Old rules: derivative contracts: qualified exclusions: overview of Para 6
Contracts giving rise to guaranteed returns
This guidance applies to periods of account beginning before 1 January 2005, or beginning after that date and ending before 16 March 2005
Derivative contracts could be used to generate a guaranteed return which is in economic terms equivalent to interest but which is received as capital gains. The contracts in point were ones whose underlying subject matter was an excluded matter for the purposes of Schedule 26 (in particular equities where the company did not hold the derivative contracts for the purposes of a trade). Less tax may have been payable on those gains because
- indexation allowance was due, or
- the gains were covered by allowable losses.
To prevent avoidance of this kind, Para 6 was included in Sch 26, FA 2002. It replaced ICTA88/SCH5AA for the purposes of corporation tax.
An example of a scheme designed to produce a guaranteed return from the use of derivative contracts to which SCH26/PARA6 applied is given at CFM83110.
FA02/SCH26/PARA6 provided that where a relevant contract
- had subject matter consisting wholly of shares, unit trust units or securities within FA96/S92 or FA96/S93, and
- was designed to give a guaranteed return (CFM83130) either by itself or together with one or more other relevant contracts or loan relationships within sections FA96/S92, 93 or 93A
the relevant contract was treated as a derivative contract for the purposes of Sch 26, and profits and gains from the contract were brought into account using an authorised mark to market method - FA02/SCH26/PARA21(1)(a).

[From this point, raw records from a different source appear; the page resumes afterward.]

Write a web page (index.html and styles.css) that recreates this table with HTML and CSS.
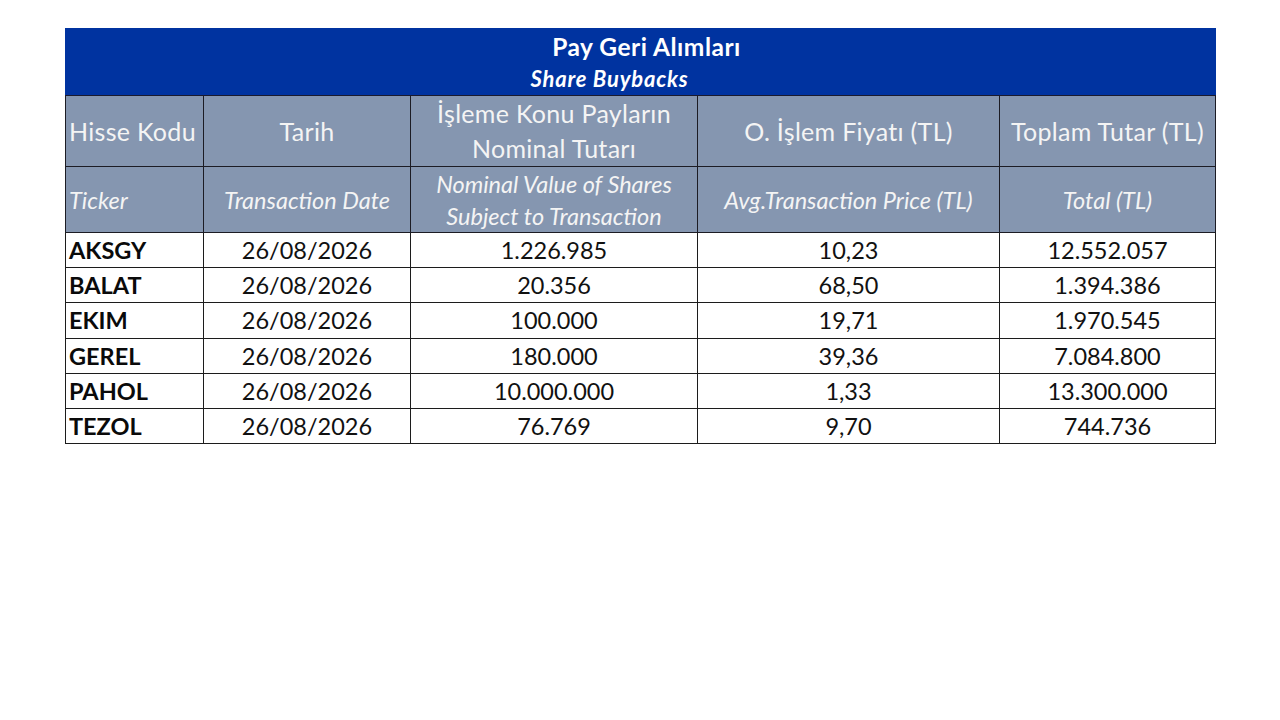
FILE: index.html
```html
<!DOCTYPE html>
<html lang="tr">
<head>
<meta charset="utf-8">
<link rel="stylesheet" href="styles.css">
</head>
<body>
<table class="buybacks">
  <colgroup>
    <col class="c1"><col class="c2"><col class="c3"><col class="c4"><col class="c5">
  </colgroup>
  <tr class="title-row">
    <th colspan="5">
      <div class="title-tr">Pay Geri Alımları</div>
      <div class="title-en">Share Buybacks</div>
    </th>
  </tr>
  <tr class="head-tr">
    <th class="left">Hisse Kodu</th>
    <th>Tarih</th>
    <th>İşleme Konu Payların<br>Nominal Tutarı</th>
    <th>O. İşlem Fiyatı (TL)</th>
    <th>Toplam Tutar (TL)</th>
  </tr>
  <tr class="head-en">
    <th class="left">Ticker</th>
    <th>Transaction Date</th>
    <th>Nominal Value of Shares<br>Subject to Transaction</th>
    <th>Avg.Transaction Price (TL)</th>
    <th>Total (TL)</th>
  </tr>
  <tr class="data"><td class="ticker">AKSGY</td><td>26/08/2026</td><td>1.226.985</td><td>10,23</td><td>12.552.057</td></tr>
  <tr class="data"><td class="ticker">BALAT</td><td>26/08/2026</td><td>20.356</td><td>68,50</td><td>1.394.386</td></tr>
  <tr class="data"><td class="ticker">EKIM</td><td>26/08/2026</td><td>100.000</td><td>19,71</td><td>1.970.545</td></tr>
  <tr class="data"><td class="ticker">GEREL</td><td>26/08/2026</td><td>180.000</td><td>39,36</td><td>7.084.800</td></tr>
  <tr class="data"><td class="ticker">PAHOL</td><td>26/08/2026</td><td>10.000.000</td><td>1,33</td><td>13.300.000</td></tr>
  <tr class="data"><td class="ticker">TEZOL</td><td>26/08/2026</td><td>76.769</td><td>9,70</td><td>744.736</td></tr>
</table>
</body>
</html>
```

FILE: styles.css
```css
html, body {
  margin: 0;
  padding: 0;
  background: #ffffff;
}
body {
  padding: 28px 0 0 65px;
  font-family: Lato, "Open Sans", sans-serif;
}
.buybacks {
  border-collapse: collapse;
  table-layout: fixed;
  width: 1150px;
}
.c1 { width: 138px; }
.c2 { width: 207px; }
.c3 { width: 287px; }
.c4 { width: 302px; }
.c5 { width: 216px; }

.title-row th {
  background: #0033a0;
  color: #ffffff;
  height: 66px;
  padding: 0;
  font-weight: 700;
  text-align: center;
  border: 1px solid #0033a0;
  border-bottom: 1px solid #1a1a2e;
}
.title-tr {
  font-size: 24.5px;
  letter-spacing: 0.5px;
  line-height: 32px;
  padding-left: 12px;
  padding-top: 2px;
}
.title-en {
  font-size: 22px;
  letter-spacing: 0.8px;
  font-style: italic;
  line-height: 32px;
  padding-right: 62px;
}

.head-tr th, .head-en th {
  background: #8596b0;
  color: #f4f4f4;
  font-weight: 400;
  text-align: center;
  border: 1px solid #1c1c24;
  padding: 0 2px;
}
.head-tr th {
  height: 70px;
  font-size: 25px;
  letter-spacing: 0.3px;
  line-height: 35px;
}
.head-en th {
  height: 65px;
  font-size: 23.5px;
  font-style: italic;
  line-height: 32px;
}
.buybacks th.left {
  text-align: left;
  padding-left: 3px;
}

.data td {
  height: 34.2px;
  padding: 0;
  border: 1px solid #1c1c1c;
  text-align: center;
  font-size: 23.5px;
  line-height: 34px;
  color: #111111;
}
.data td.ticker {
  text-align: left;
  padding-left: 3px;
  font-weight: 700;
  color: #0a0a0a;
}
```
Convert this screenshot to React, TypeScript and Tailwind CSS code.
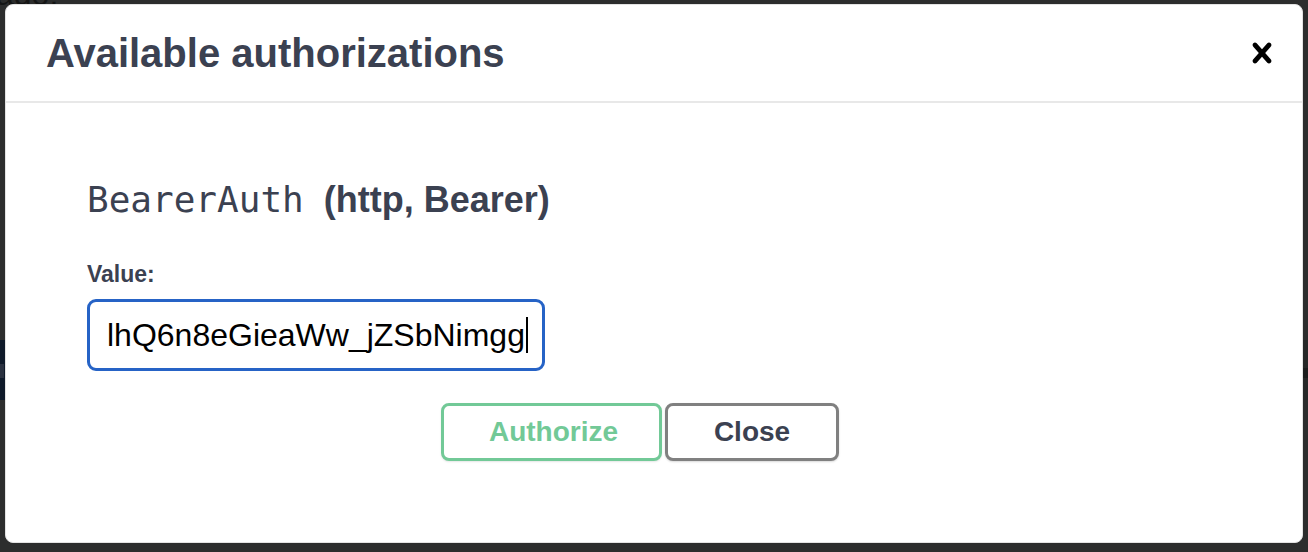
import React from "react";

export default function App() {
  return (
    <div
      className="relative w-[1308px] h-[552px] overflow-hidden bg-[#2c2d2d] flex"
      style={{ fontFamily: '"Liberation Sans", Arial, sans-serif' }}
    >
      {/* faint backdrop content */}
      <div className="absolute left-[-4px] top-[-30px] text-[32px] text-[#141515]">ado:</div>
      <div className="absolute left-0 top-[340px] w-[6px] h-[60px] bg-[#0f1a2a]" />
      <div className="absolute left-0 top-[364px] w-[4px] h-[14px] bg-[#2a3140]" />
      <div className="absolute right-0 top-[340px] w-[6px] h-[60px] bg-[#262727]" />
      <div className="absolute right-0 top-[368px] w-[6px] h-[10px] bg-[#1c1d1d]" />

      <div className="relative ml-[5px] mt-[4px] w-[1298px] h-[539px] bg-white rounded-[8px] border border-[#e3e3e3] flex flex-col">
        <div className="h-[98px] shrink-0 flex items-center justify-between pl-[40px] pr-[20px] border-b-2 border-[#e8e8e8]">
          <h3 className="text-[40px] font-bold text-[#3b4151] leading-none">Available authorizations</h3>
          <button className="w-[40px] h-[40px] flex items-center justify-center">
            <svg width="40" height="40" viewBox="0 0 20 20" aria-hidden="true">
              <path
                fill="#000"
                d="M14.348 14.849c-.469.469-1.229.469-1.697 0L10 11.819l-2.651 3.029c-.469.469-1.229.469-1.697 0-.469-.469-.469-1.229 0-1.697l2.758-3.15-2.759-3.152c-.469-.469-.469-1.228 0-1.697.469-.469 1.228-.469 1.697 0L10 8.183l2.651-3.031c.469-.469 1.228-.469 1.697 0 .469.469.469 1.229 0 1.697l-2.758 3.152 2.758 3.15c.469.469.469 1.229 0 1.698z"
              />
            </svg>
          </button>
        </div>

        <div className="flex flex-col pl-[81px] pt-[79px]">
          <h4 className="flex items-baseline text-[#3b4151] leading-[36px]">
            <span
              className="text-[36px] font-normal"
              style={{ fontFamily: '"DejaVu Sans Mono", "Liberation Mono", monospace' }}
            >
              BearerAuth
            </span>
            <span className="ml-[20px] text-[36px] font-bold">(http, Bearer)</span>
          </h4>

          <label className="mt-[45px] text-[23px] font-bold text-[#3b4151] leading-[23px]">Value:</label>

          <div className="mt-[13px] w-[458px] h-[72px] rounded-[9px] border-[3px] border-[#2663c6] flex items-center pl-[17px] overflow-hidden">
            <span className="text-[32px] text-black whitespace-nowrap leading-none">lhQ6n8eGieaWw_jZSbNimgg</span>
            <span className="ml-[1px] w-[2px] h-[36px] bg-black" />
          </div>
        </div>

        <div className="flex pl-[435px] mt-[32px] gap-[3px]">
          <button className="w-[221px] h-[58px] rounded-[8px] border-[3px] border-[#72c997] bg-white text-[#72c997] text-[28px] font-bold shadow-[0_1px_2px_rgba(0,0,0,0.1)] pl-[4px]">
            Authorize
          </button>
          <button className="w-[174px] h-[58px] rounded-[8px] border-[3px] border-[#808080] bg-white text-[#3b4151] text-[28px] font-bold shadow-[0_1px_2px_rgba(0,0,0,0.15)]">
            Close
          </button>
        </div>
      </div>
    </div>
  );
}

A contract satisfying the conditions of Para 6 was nevertheless still excluded from the derivative contract regime if it did not meet the accounting requirements test in SCH26/PARA3. However, it was not necessary for the contract to be accounted for as a derivative financial instrument in order for it to satisfy the Para 3 requirement.
There was some modification to these statutory provisions where, exceptionally, a company in a period beginning on or after 1 January 2005 but ending before 16 March 2005 was party to a contract that, either by itself or with other financial instruments, gave rise to guaranteed returns. The broad effect remained unchanged, however. Para 6 did not apply where such periods end after 16 March 2005, since equity derivatives will (subject to the exceptions described at CFM50730) come within Sch 26 (now CTA09/PT7) in any case.
Unlike the position for Schedule 5AA, authorised unit trusts (AUTs) and open-ended investment companies (OEICs) were not exempted from the legislation. Whether the profits arising from Para 6 contracts were within the charge to tax depended on their accounting treatment.
ICTA88/SCH5AA, was inserted by FA97/SCH11 and provided a Case VI charge on profits realised on or after 5 March 1997 from the futures or options concerned. This legislation, which is now in Chapter 12 Part 4 ITTOIA 2005, continues to apply for income tax.
FA02/SCH28/PARA6 contained transitional rules for contacts that were within Schedule 5AA immediately before the company’s first accounting period to begin on or after 1 October 2002. Details are at CFM85060.